I haven't forgotten about this series, but I wanted to share with you that after this next major issue is complete, the series is going to shift into a more "short" based comics like "Pool Party" or "Bowtie Obsession". The interactions will still have the same flavor that they have today, but I'm going to take a bit of a break from writing major issues after this last one. I need a bit of time to relax my mind, because writing this series is hard. Like, really hard. I've been so surprised that the comic's major issues have gotten the attention and praise they have. I've been brought to tears (and still am when I go back and re-read them) by some of the wonderful comments left about them.
The flipside of that is then having a benchmark I feel I need to meet, or surpass that.
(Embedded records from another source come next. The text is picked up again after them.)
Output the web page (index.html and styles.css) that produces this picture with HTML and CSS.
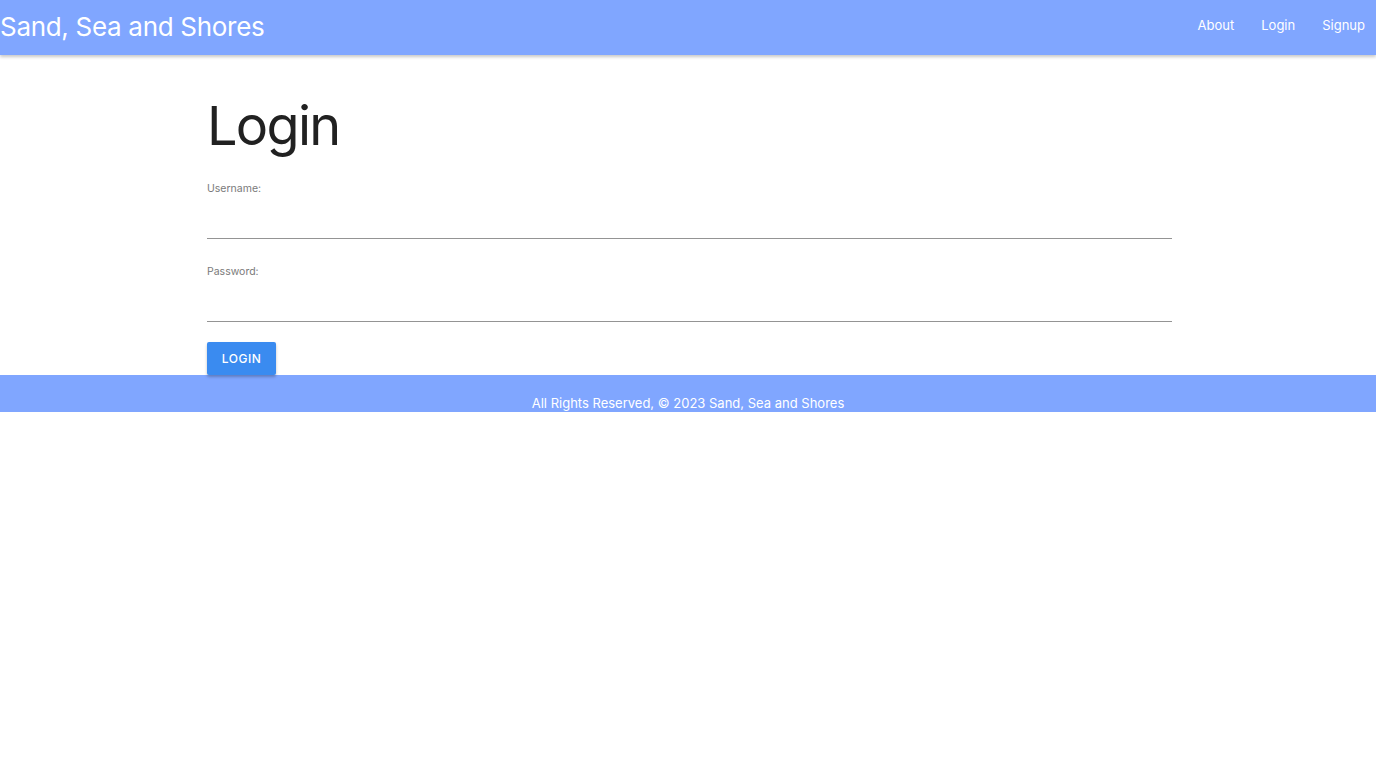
FILE: index.html
```html
<!DOCTYPE html>
<html lang="en">
<head>
<meta charset="utf-8">
<title>Login - Sand, Sea and Shores</title>
<link rel="stylesheet" href="styles.css">
</head>
<body>
<header class="topbar">
  <div class="brand">Sand, Sea and Shores</div>
  <nav class="nav">
    <a href="#">About</a>
    <a href="#">Login</a>
    <a href="#">Signup</a>
  </nav>
</header>
<main class="content">
  <h1 class="title">Login</h1>
  <form class="form">
    <label class="field">
      <span class="label">Username:</span>
      <input class="input" type="text">
    </label>
    <label class="field">
      <span class="label">Password:</span>
      <input class="input" type="password">
    </label>
    <button class="btn" type="button">LOGIN</button>
  </form>
</main>
<footer class="footer">All Rights Reserved, © 2023 Sand, Sea and Shores</footer>
</body>
</html>
```

FILE: styles.css
```css
* { box-sizing: border-box; }
html, body { margin: 0; padding: 0; background: #fff; }
body { font-family: Inter, "Noto Sans", Roboto, sans-serif; color: #212121; }

.topbar {
  height: 55px;
  background: #80a6ff;
  display: flex;
  align-items: center;
  justify-content: space-between;
  box-shadow: 0 2px 3px rgba(0,0,0,0.22);
  position: relative;
  z-index: 1;
}
.brand {
  color: #fff;
  font-size: 26px;
  line-height: 1;
  letter-spacing: -0.3px;
  padding-bottom: 2px;
}
.nav { display: flex; gap: 27px; padding-right: 11px; padding-bottom: 5px; }
.nav a {
  color: #fff;
  text-decoration: none;
  font-size: 13px;
}

.content {
  width: 965px;
  margin-left: calc(50% - 481px);
  padding-top: 36px;
}
.title {
  font-weight: 400;
  font-size: 54px;
  line-height: 70px;
  margin: 0 0 21px 0;
  letter-spacing: -1.7px;
}
.form { display: flex; flex-direction: column; align-items: flex-start; }
.field { display: flex; flex-direction: column; width: 100%; }
.field:first-child { margin-bottom: 26px; }
.field + .field { margin-bottom: 20px; }
.label { font-size: 10.5px; color: #7a7a7a; line-height: 14px; }
.input {
  border: 0;
  border-bottom: 1px solid #949494;
  height: 43px;
  width: 100%;
  font: inherit;
  outline: none;
  background: transparent;
}
.btn {
  background: #3a8bf0;
  color: #fff;
  border: 0;
  border-radius: 2px;
  height: 33px;
  width: 69px;
  font-family: inherit;
  font-size: 12px;
  font-weight: 500;
  letter-spacing: 0.5px;
  box-shadow: 0 2px 3px rgba(0,0,0,0.25);
}
.footer {
  height: 37px;
  background: #80a6ff;
  color: #fff;
  font-size: 13px;
  text-align: center;
  padding-top: 20px;
  line-height: 17px;
}
```
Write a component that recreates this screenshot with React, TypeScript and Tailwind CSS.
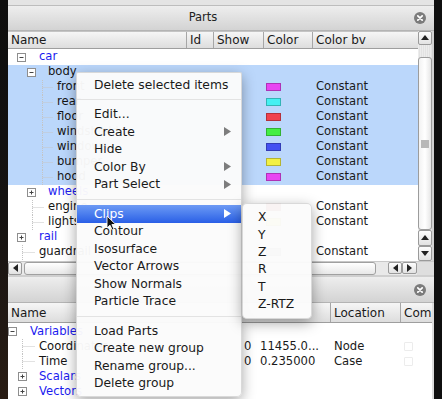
import React from "react";

const FONT = "font-['DejaVu_Sans','Liberation_Sans',sans-serif]";

type TreeNode = {
  name: string;
  x: number; // page x of the label
  blue?: boolean;
  box?: "minus" | "plus";
  boxX?: number;
  guide?: number;
  sel?: boolean;
  swatch?: string;
  bv?: string;
};

const parts: TreeNode[] = [
  { name: "car", x: 39, blue: true, box: "minus", boxX: 17 },
  { name: "body", x: 48, box: "minus", boxX: 27, sel: true },
  { name: "front", x: 57, guide: 42, sel: true, swatch: "#e844f2", bv: "Constant" },
  { name: "rear", x: 57, guide: 42, sel: true, swatch: "#44f0f2", bv: "Constant" },
  { name: "floor", x: 57, guide: 42, sel: true, swatch: "#f0424e", bv: "Constant" },
  { name: "windshield", x: 57, guide: 42, sel: true, swatch: "#44ee44", bv: "Constant" },
  { name: "windows", x: 57, guide: 42, sel: true, swatch: "#4450f2", bv: "Constant" },
  { name: "bumper", x: 57, guide: 42, sel: true, swatch: "#f2f044", bv: "Constant" },
  { name: "hood", x: 57, guide: 42, sel: true, swatch: "#e844f2", bv: "Constant" },
  { name: "wheels", x: 48, blue: true, box: "plus", boxX: 27 },
  { name: "engine", x: 48, guide: 32, swatch: "#b01a1a", bv: "Constant" },
  { name: "lights", x: 48, guide: 32, swatch: "#f2f044", bv: "Constant" },
  { name: "rail", x: 39, blue: true, box: "plus", boxX: 17 },
  { name: "guardrail", x: 39, guide: 22, swatch: "#999999", bv: "Constant" },
];

type VarRow = TreeNode & { a?: string; value?: string; loc?: string; check?: boolean };

const variables: VarRow[] = [
  { name: "Variables", x: 30, blue: true, box: "minus", boxX: 8 },
  { name: "Coordinates", x: 39, guide: 22, a: "0", value: "11455.0...", loc: "Node", check: true },
  { name: "Time", x: 39, guide: 22, a: "0", value: "0.235000", loc: "Case", check: true },
  { name: "Scalars", x: 39, blue: true, box: "plus", boxX: 18 },
  { name: "Vectors", x: 39, blue: true, box: "plus", boxX: 18 },
];

function Gutter({ node }: { node: TreeNode }) {
  const w = node.x - 10;
  const bx = node.boxX !== undefined ? node.boxX - 8 : 0;
  const gx = node.guide !== undefined ? node.guide - 8 + 0.5 : 0;
  return (
    <svg width={w} height={15} className="shrink-0 mr-[2px]">
      {node.guide !== undefined && (
        <g stroke="#c4c4c4" strokeWidth={1} strokeDasharray="1 1">
          <line x1={gx} y1={0} x2={gx} y2={15} />
          <line x1={gx} y1={7.5} x2={w - 2} y2={7.5} />
        </g>
      )}
      {node.box && (
        <g>
          <rect x={bx + 0.5} y={3.5} width={8} height={8} fill="#fff" stroke="#8e8e8e" />
          <line x1={bx + 2.5} y1={7.5} x2={bx + 6.5} y2={7.5} stroke="#444" />
          {node.box === "plus" && <line x1={bx + 4.5} y1={5.5} x2={bx + 4.5} y2={9.5} stroke="#444" />}
        </g>
      )}
    </svg>
  );
}

function CloseDot() {
  return (
    <svg width={12} height={12} viewBox="0 0 12 12">
      <circle cx={6} cy={6} r={6} fill="#7b7b7b" />
      <path d="M3.8 3.8 L8.2 8.2 M8.2 3.8 L3.8 8.2" stroke="#fff" strokeWidth={1.7} strokeLinecap="round" />
    </svg>
  );
}

function Tri({ dir, color = "#222" }: { dir: "up" | "down" | "left" | "right"; color?: string }) {
  const pts = {
    up: "0,5 4,0 8,5",
    down: "0,0 8,0 4,5",
    left: "5,0 5,8 0,4",
    right: "0,0 5,4 0,8",
  }[dir];
  const vert = dir === "up" || dir === "down";
  return (
    <svg width={vert ? 8 : 5} height={vert ? 5 : 8}>
      <polygon points={pts} fill={color} />
    </svg>
  );
}

function ArrowBtn({ dir, className = "" }: { dir: "up" | "down" | "left" | "right"; className?: string }) {
  return (
    <div
      className={
        "flex items-center justify-center border border-[#9a9a9a] bg-gradient-to-b from-[#fdfdfd] to-[#e2e2e2] rounded-[2px] " +
        className
      }
    >
      <Tri dir={dir} />
    </div>
  );
}

function HeaderCell({ label, w, last }: { label: string; w: string; last?: boolean }) {
  return (
    <div
      className={
        "h-full flex items-center pl-[3px] overflow-hidden whitespace-nowrap " +
        w +
        (last ? "" : " border-r border-[#a6a6a6]")
      }
    >
      {label}
    </div>
  );
}

function MenuItem({ label, sub, active }: { label: string; sub?: boolean; active?: boolean }) {
  return (
    <div
      className={
        "h-[17.5px] pl-[17px] pr-[10px] flex items-center justify-between " +
        (active ? "bg-gradient-to-b from-[#6d9af4] to-[#2a5ee6] text-white" : "text-[#1a1a1a]")
      }
    >
      <span>{label}</span>
      {sub && (
        <svg width={7} height={9}>
          <polygon points="0,0 7,4.5 0,9" fill={active ? "#ffffff" : "#7d7d7d"} />
        </svg>
      )}
    </div>
  );
}

function MenuSep() {
  return (
    <div className="h-[12px] flex items-center">
      <div className="h-px w-full bg-[#e3e3e3]" />
    </div>
  );
}

function TitleBar({ title, h }: { title?: string; h: string }) {
  return (
    <div
      className={
        "flex items-center bg-gradient-to-b from-[#eeeeee] to-[#d3d3d3] border-b border-[#b4b4b4] " + h
      }
    >
      <div className="flex-1 flex justify-center pl-[2px] pr-[18px] text-[11.5px] text-[#222]">{title}</div>
      <div className="w-[20px] flex items-center justify-start">
        <CloseDot />
      </div>
    </div>
  );
}

export default function App() {
  return (
    <div className={"relative w-[442px] h-[399px] overflow-hidden flex bg-[#151210] " + FONT}>
      <div className="w-[8px] bg-gradient-to-b from-[#0e0e0e] via-[#141211] to-[#2a1d14]" />

      <div className="w-[426px] flex flex-col bg-[#dcdcdc]">
        <div className="h-[6px] bg-[#e4e4e4] border-b border-[#bdbdbd]" />
        <TitleBar title="Parts" h="h-[25px]" />

        {/* parts table */}
        <div className="flex h-[233px]">
          <div className="w-[410px] flex flex-col bg-white text-[11.6px]">
            <div className="h-[18px] flex bg-gradient-to-b from-[#f6f6f6] to-[#dddddd] border-b border-[#9e9e9e] border-t border-t-[#c4c4c4] text-[#1a1a1a] text-[12px]">
              <HeaderCell label="Name" w="w-[179px]" />
              <HeaderCell label="Id" w="w-[27px]" />
              <HeaderCell label="Show" w="w-[50px]" />
              <HeaderCell label="Color" w="w-[49px]" />
              <HeaderCell label="Color bv" w="flex-1" last />
            </div>
            <div className="flex-1 flex flex-col overflow-hidden pt-px">
              {parts.map((n) => (
                <div key={n.name} className={"h-[15px] flex items-center shrink-0 " + (n.sel ? "bg-[#bbd7fb]" : "")}>
                  <div className="w-[179px] flex items-center overflow-hidden whitespace-nowrap">
                    <Gutter node={n} />
                    <span className={n.blue ? "text-[#1b1bf0]" : "text-[#141414]"}>{n.name}</span>
                  </div>
                  <div className="w-[27px]" />
                  <div className="w-[50px]" />
                  <div className="w-[49px] pl-[2px] flex items-center">
                    {n.swatch && (
                      <span
                        className="block w-[15px] h-[8px] border border-[#00000040]"
                        style={{ background: n.swatch }}
                      />
                    )}
                  </div>
                  <div className="flex-1 pl-[3px] text-[#1a1a1a]">{n.bv}</div>
                </div>
              ))}
            </div>
          </div>

          {/* vertical scrollbar */}
          <div className="w-[14px] flex flex-col bg-[repeating-linear-gradient(90deg,#ececec_0px,#ececec_1px,#e2e2e2_1px,#e2e2e2_2px)]">
            <ArrowBtn dir="up" className="h-[14px]" />
            <div className="flex-1 pt-[12px] flex flex-col">
              <div className="flex-1 border border-[#9c9c9c] rounded-[3px] bg-gradient-to-r from-[#f2f2f2] via-[#ffffff] to-[#e6e6e6] flex flex-col items-center pt-[82px]">
                <div className="w-[8px] h-[8px] bg-[radial-gradient(circle,#b8b8b8_0.8px,transparent_1px)] bg-[length:2px_2px]" />
              </div>
            </div>
            <ArrowBtn dir="up" className="h-[16px]" />
            <ArrowBtn dir="down" className="h-[15px]" />
          </div>
          <div className="w-[2px] bg-[#d2d2d2]" />
        </div>

        {/* horizontal scrollbar */}
        <div className="h-[15px] flex items-center bg-[#e9e9e9] border-t border-[#c8c8c8]">
          <ArrowBtn dir="left" className="w-[14px] h-[13px]" />
          <div className="w-[352px] h-[13px] ml-[2px] border border-[#a0a0a0] rounded-[3px] bg-gradient-to-b from-[#ffffff] to-[#e8e8e8]" />
          <div className="w-[12px]" />
          <ArrowBtn dir="left" className="w-[14px] h-[12px]" />
          <ArrowBtn dir="right" className="w-[15px] h-[12px]" />
          <div className="flex-1 self-stretch bg-[#dedede]" />
        </div>
        <div className="h-[2px] bg-[#cfcfcf]" />

        <TitleBar h="h-[26px]" />

        {/* variables table */}
        <div className="flex-1 flex flex-col bg-white mr-[2px] text-[11.6px]">
          <div className="h-[20px] flex bg-gradient-to-b from-[#f6f6f6] to-[#dddddd] border-b border-[#9e9e9e] text-[#1a1a1a] text-[12px]">
            <HeaderCell label="Name" w="w-[323px]" />
            <HeaderCell label="Location" w="w-[70px]" />
            <HeaderCell label="Comments" w="flex-1" last />
          </div>
          <div className="flex flex-col pt-px">
            {variables.map((n) => (
              <div key={n.name} className="h-[15px] flex items-center shrink-0">
                <div className="w-[236px] flex items-center overflow-hidden whitespace-nowrap">
                  <Gutter node={n} />
                  <span className={n.blue ? "text-[#1b1bf0]" : "text-[#141414]"}>{n.name}</span>
                </div>
                <div className="w-[16px] text-[#1a1a1a]">{n.a}</div>
                <div className="w-[74px] text-[#1a1a1a] whitespace-nowrap">{n.value}</div>
                <div className="w-[67px] text-[#1a1a1a]">{n.loc}</div>
                <div className="flex-1 pl-[3px]">
                  {n.check && <div className="w-[9px] h-[9px] border border-[#ececec] rounded-[1px]" />}
                </div>
              </div>
            ))}
          </div>
        </div>
      </div>

      <div className="w-[8px] bg-[#0f0f0f]" />

      {/* context menu */}
      <div className="absolute left-[76px] top-[72px] w-[166px] pt-[3px] pb-[4px] bg-[#fbfbfb]/[0.97] rounded-b-[5px] rounded-t-[2px] border border-[#00000022] shadow-[0_4px_14px_rgba(0,0,0,0.35)] text-[12.3px]">
        <MenuItem label="Delete selected items" />
        <MenuSep />
        <MenuItem label="Edit..." />
        <MenuItem label="Create" sub />
        <MenuItem label="Hide" />
        <MenuItem label="Color By" sub />
        <MenuItem label="Part Select" sub />
        <MenuSep />
        <MenuItem label="Clips" sub active />
        <MenuItem label="Contour" />
        <MenuItem label="Isosurface" />
        <MenuItem label="Vector Arrows" />
        <MenuItem label="Show Normals" />
        <MenuItem label="Particle Trace" />
        <MenuSep />
        <MenuItem label="Load Parts" />
        <MenuItem label="Create new group" />
        <MenuItem label="Rename group..." />
        <MenuItem label="Delete group" />
      </div>

      {/* clips submenu */}
      <div className="absolute left-[242px] top-[203px] w-[70px] py-[5px] bg-[#fbfbfb]/[0.97] rounded-[5px] border border-[#00000022] shadow-[0_4px_14px_rgba(0,0,0,0.35)] text-[12.3px] text-[#1a1a1a]">
        {["X", "Y", "Z", "R", "T", "Z-RTZ"].map((s) => (
          <div key={s} className="h-[17.3px] pl-[15px] flex items-center">
            {s}
          </div>
        ))}
      </div>

      {/* mouse pointer */}
      <svg className="absolute left-[106px] top-[215px]" width={11} height={17} viewBox="0 0 11 17">
        <path d="M1 1 L1 13 L4 10.2 L6.2 15 L8 14.2 L5.9 9.5 L9.8 9.5 Z" fill="#111" stroke="#fff" strokeWidth={0.9} strokeLinejoin="round" />
      </svg>
    </div>
  );
}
It's false pressure I put on myself, but I've seen how powerful and meaningful the comic has become to some people, and I don't want to let those people down. I need to deliver those same feelings. "Need" - the illogical word in my mind that follows me around like a shadow, telling me I owe people things when the rational portion of my brain knows I don't. It's the conduit of the stress I let it place on me, but the flipside of that is that it actually does help me put out high quality work, but I need to reel that for my health, and that's why I'm switching the format after this last project. That doesn't necessarily mean I'll keep it in a shorter format forever. I just know it's the right thing to do right now.
We're going to do a motion comic. I've found some artists online who do animation for them that I can hire for an amount I can afford, but it'll be an oof. I'll also need to hire voice actors, and I have someone I can commission to help me write the music. It has the potential to be a very fitting and well executed "end" to the story - all I'll say is that it's based around a major life event (and a very happy one, don't worry), and I'm going to work really really hard on it. Even though it's gonna be a ton of work, but I know that if I put in that work, it'll be great when it's done.
I hope you'll continue supporting me while we work on this. It won't be out for a while due to the size of the project, and I need to write it still. I have a ton of ideas and story beats and ending all mapped out in my mind, so I've got a good start on it. I'm home visiting my parents in Indiana for basically the entire month of December, and my goal is to get it done while I'm there, since I will have little else to do.
I'm actually jazzed about this project and all the possibilities in store. I don't feel like I did when I was struggling to write "Jo's Fair" with this next issue, so I think it will come out onto the proverbial page, as it were, a little easier.
Thank you for all your support over the couple years this project has been going. I hope the final output that your assistance in funding the project helped make a reality was meaningful. It was for me, and I want this grand send off to be the culmination of everything up to this point.
- Travis
Comments
I can completely understand that feeling of feeling like I owe others when I don't need to. I get that alot in my brain too. Sorry to hear that its been a tough time for you mentally and physically. I really hope things improve for you and you can relax and rest as much as possible. Your health is extremely important. And of course I'm always excited to see what you have lined up next. But only when you have all the time to make it, and its ready. Keep being amazing, you're doing great buddy. <3
Regdeh
2021-11-26 06:15:44 +0000 UTCOh my... by all means. Do whatever you need for yourself. I always enjoy this small short but funny stories these comics have.